Is mitigation the answer?
Are there implications for Australia in a recent decision by the Canadian Government to provide $10 million in support to Cargill Beef for carbon mitigation work at its High River, Alberta beef processing plant?
There have been some recent examples of state government support for processing businesses in environmental actions. Cargill Beef at Wagga is understood to have recently received NSW State Government funding for odour control issues, part of the solution for which included some of the carbon-reducing technologies that now exist.

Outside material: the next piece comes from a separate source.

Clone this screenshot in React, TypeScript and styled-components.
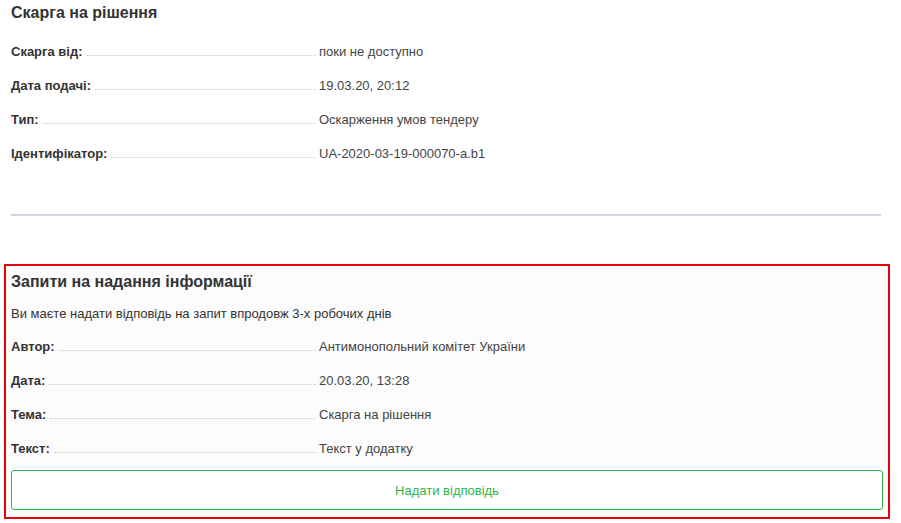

JBS’s John Berry said if the Government thought that programs to try and offset the 25,000t of carbon generated by some processing plants was part of the solution, then there would be ‘very significant dollar contributions’ required to develop programs like covering ponds to capture methane.
“But we do not see it as an ‘either or’ situation where the tax is acceptable if it is offset with subsidy for mitigation,” he said.
Nippon’s Stephen Kelly said if the move to a full scheme was to occur, the Government would have to be able to make the transition period for those companies affected occur with minimal impact.
Teys’ Tom Maguire said while the Government had recognised that while there were problems attached for processing, it had indicated that ‘there would be something in the packages in terms of assistance in introducing measures to reduce emissions to help processors out.’
“That’s a generic response that has no detail or real meaning at this stage,” he said.
Mr Maguire said there was no evidence that mitigation strategies like recovering methane gas from anaerobic waste water ponds to generate electricity could not be justified on any commercial basis.
“Clearly if there was an industry good or a community good in that, we would have already gone to the government seeking some assistance to implement it. The processing sector is always looking for ways to reduce costs or improve efficiency, but it has to be done on a commercial basis,” he said.